Time complexity for Babylonian Method

Question

What would be the time complexity for Babylonian Method? is it log(n) where n is the number we want to find the squared root for? If so, why is this so?

Answer 1

Looking at the wikipedia section for the Babylonian method we can see that the relative error at step k, e_k, satisfies the equation e_k < 2^-f(k), where f(k) is defined recursively as follows:

f(1) = 2 and f(k+1) = 2 * f(k) + 1 for n > 1

By induction, f(k) = 3 * 2^k-1 - 1

Let n be the input to our algorithm, which stops when we are sure that the total error is less than a constant m

The error at step k, E_k, satisfies the equation E_k = e_k * n

Therefore the algorithm will terminate once e_k * n < m

This will occur when 2^f(k) > n/m which is equivalent to f(k) > log₂(n/m)
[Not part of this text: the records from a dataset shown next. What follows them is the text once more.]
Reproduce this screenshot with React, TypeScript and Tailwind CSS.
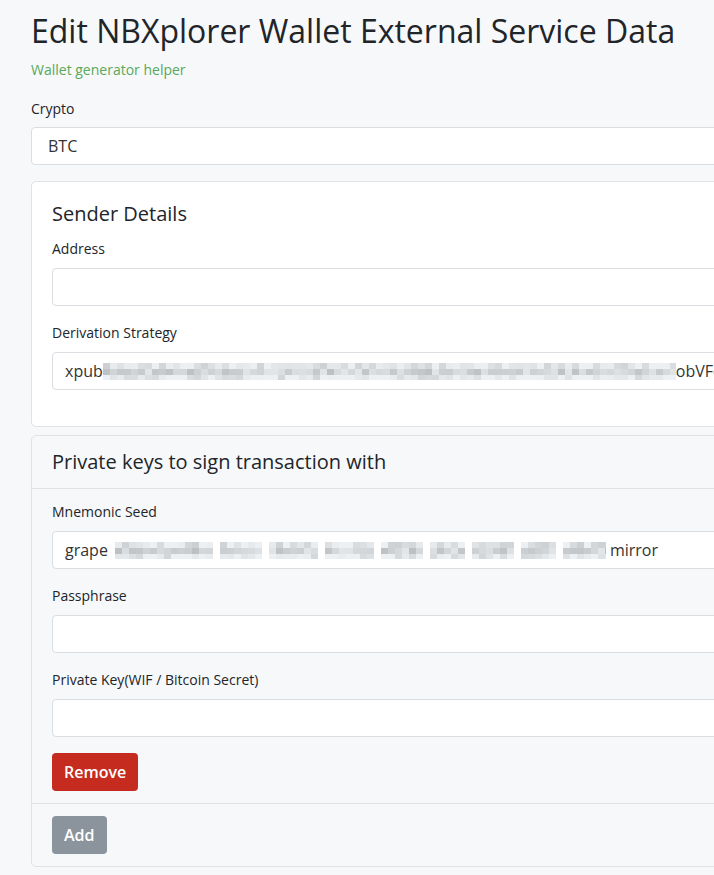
import React from "react";

function mulberry(seed: number) {
  let a = seed;
  return () => {
    a |= 0;
    a = (a + 0x6d2b79f5) | 0;
    let t = Math.imul(a ^ (a >>> 15), 1 | a);
    t = (t + Math.imul(t ^ (t >>> 7), 61 | t)) ^ t;
    return ((t ^ (t >>> 14)) >>> 0) / 4294967296;
  };
}

function Blur({ w, seed, gaps = [] }: { w: number; seed: number; gaps?: [number, number][] }) {
  const r = mulberry(seed);
  const cw = 7;
  const rowsH = [6, 6, 5];
  const cols = Math.ceil(w / cw);
  const rects: React.ReactNode[] = [];
  for (let c = 0; c < cols; c++) {
    const x = c * cw;
    if (gaps.some(([a, b]) => x >= a && x < b)) continue;
    let y = 0;
    rowsH.forEach((h, ri) => {
      const base = ri === 1 ? 192 : ri === 0 ? 208 : 214;
      const l = Math.round(base + r() * 38);
      const v = Math.min(l, 240);
      rects.push(
        <rect key={`${c}-${ri}`} x={x} y={y} width={cw} height={h} fill={`rgb(${v - 3},${v},${v + 3})`} />
      );
      y += h;
    });
  }
  return (
    <svg width={w} height={17} viewBox={`0 0 ${w} 17`} className="shrink-0">
      {rects}
    </svg>
  );
}

const font = { fontFamily: '"Open Sans", "Noto Sans", sans-serif' };

function Label({ children }: { children: React.ReactNode }) {
  return <div className="text-[14px] leading-[21px] text-[#212529] mb-[9px]">{children}</div>;
}

function Field({ children, wide }: { children?: React.ReactNode; wide?: boolean }) {
  return (
    <div
      className={`h-[38px] w-full bg-white border border-[#dadde1] rounded-[4px] ${
        wide ? "px-4" : "px-3"
      } flex items-center text-[16px] text-[#333] whitespace-nowrap overflow-hidden`}
    >
      {children}
    </div>
  );
}

export default function App() {
  return (
    <div className="w-[714px] min-h-[875px] bg-[#f7f8fa] overflow-hidden" style={font}>
      <div className="w-[820px] pl-[31px] pt-[12px] pb-[9px]">
        <h1 className="text-[32px] leading-[1.2] text-[#212529] font-normal">
          Edit NBXplorer Wallet External Service Data
        </h1>
        <div className="text-[14px] leading-[21px] text-[#58a95a] mt-[9px] mb-[18px]">Wallet generator helper</div>

        <div className="mb-4">
          <div className="text-[14px] leading-[21px] text-[#212529] mb-2">Crypto</div>
          <Field wide>BTC</Field>
        </div>

        <div className="bg-white border border-[#e0e2e5] rounded-[5px] px-5 pt-5 pb-5 mb-2">
          <h5 className="text-[20px] leading-[24px] text-[#212529] mb-3">Sender Details</h5>
          <div className="mb-4">
            <Label>Address</Label>
            <Field />
          </div>
          <div className="mb-4">
            <Label>Derivation Strategy</Label>
            <Field>
              <span>xpub</span>
              <Blur w={573} seed={7} />
              <span>obVFqhK2mZtR8sW</span>
            </Field>
          </div>
        </div>

        <div className="bg-[#f7f8fa] border border-[#e0e2e5] rounded-[5px]">
          <div className="px-5 py-[14px] border-b border-[#e0e2e5]">
            <h5 className="text-[20px] leading-[24px] text-[#212529]">Private keys to sign transaction with</h5>
          </div>
          <div className="px-5 pt-3 pb-3 border-b border-[#e0e2e5]">
            <div className="mb-4">
              <Label>Mnemonic Seed</Label>
              <Field>
                <span>grape</span>
                <Blur
                  w={498}
                  seed={3}
                  gaps={[
                    [0, 6],
                    [50, 56],
                    [105, 112],
                    [154, 160],
                    [210, 217],
                    [266, 273],
                    [315, 322],
                    [357, 364],
                    [406, 413],
                    [448, 455],
                  ]}
                />
                <span className="ml-[4px]">mirror</span>
              </Field>
            </div>
            <div className="mb-4">
              <Label>Passphrase</Label>
              <Field />
            </div>
            <div className="mb-4">
              <Label>Private Key(WIF / Bitcoin Secret)</Label>
              <Field />
            </div>
            <button className="h-[38px] px-3 rounded-[4px] bg-[#c52b1e] text-white text-[16px] font-semibold leading-[24px]">
              Remove
            </button>
          </div>
          <div className="px-5 py-3">
            <button className="h-[38px] px-3 rounded-[4px] bg-[#8b949c] text-white text-[16px] font-semibold leading-[24px]">
              Add
            </button>
          </div>
        </div>
      </div>
    </div>
  );
}
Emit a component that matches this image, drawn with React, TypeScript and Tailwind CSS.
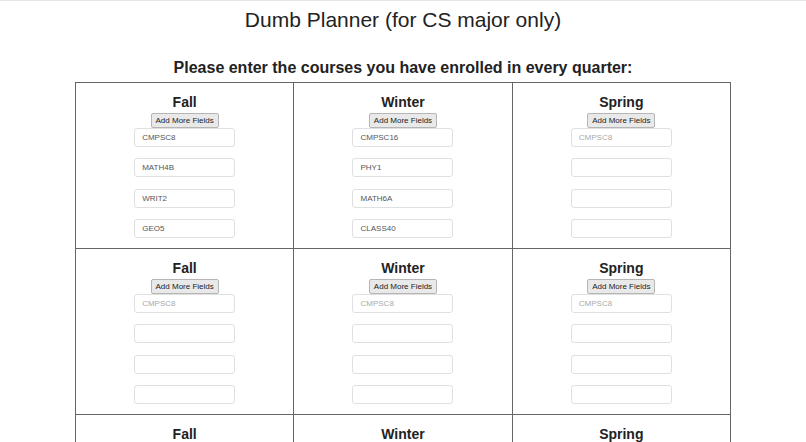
import React from "react";

type Quarter = {
  name: string;
  values: string[];
};

const rows: Quarter[][] = [
  [
    { name: "Fall", values: ["CMPSC8", "MATH4B", "WRIT2", "GEO5"] },
    { name: "Winter", values: ["CMPSC16", "PHY1", "MATH6A", "CLASS40"] },
    { name: "Spring", values: [] },
  ],
  [
    { name: "Fall", values: [] },
    { name: "Winter", values: [] },
    { name: "Spring", values: [] },
  ],
  [
    { name: "Fall", values: [] },
    { name: "Winter", values: [] },
    { name: "Spring", values: [] },
  ],
];

function QuarterCell({ quarter }: { quarter: Quarter }) {
  const fields = [0, 1, 2, 3];
  return (
    <div className="flex flex-col items-center border-b border-r border-[#666] pb-[10px] pt-[10px]">
      <h3 className="text-[14px] font-semibold leading-[18px] text-[#222]">{quarter.name}</h3>
      <button
        type="button"
        className="mt-[2px] h-[15px] rounded-[2px] border border-[#b5b5b5] bg-[#e9e9e9] px-[4px] text-[8px] leading-[13px] text-[#222]"
      >
        Add More Fields
      </button>
      <div className="flex flex-col">
        {fields.map((i) => (
          <input
            key={i}
            readOnly
            value={quarter.values[i] ?? ""}
            placeholder={i === 0 ? "CMPSC8" : ""}
            className="mb-[11.33px] h-[19px] w-[101px] rounded-[3px] border border-[#e0e0e0] bg-white px-[7px] text-[8px] text-[#555] outline-none placeholder:text-[#aaa] last:mb-0"
          />
        ))}
      </div>
    </div>
  );
}

export default function App() {
  return (
    <div
      className="min-h-screen border-t border-[#e6e6e6] bg-white text-[#222]"
      style={{ fontFamily: '"Liberation Sans", Arial, sans-serif' }}
    >
      <h1 className="pt-[7px] text-center text-[21px] leading-[24px]">Dumb Planner (for CS major only)</h1>
      <h2 className="mt-[26px] text-center text-[16px] font-bold leading-[20px]">
        Please enter the courses you have enrolled in every quarter:
      </h2>
      <div className="mx-auto mt-[4px] grid w-[656px] grid-cols-3 border-l border-t border-[#666]">
        {rows.flat().map((q, idx) => (
          <QuarterCell key={idx} quarter={q} />
        ))}
      </div>
    </div>
  );
}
That equation is true when 2^k-1 > (log₂(n/m) - 1)/3 which is true when k > log₂((log₂(n/m) - 1)/3)+ 1

Therefore the algorithm will terminate in O(log(log(n/m)+1)) steps.

Using this logarithmic summation formula you can show that log(log(x)+c)) = O(log(log(x)).

Therefore the Babylonian method takes O(log(log(n/m)) steps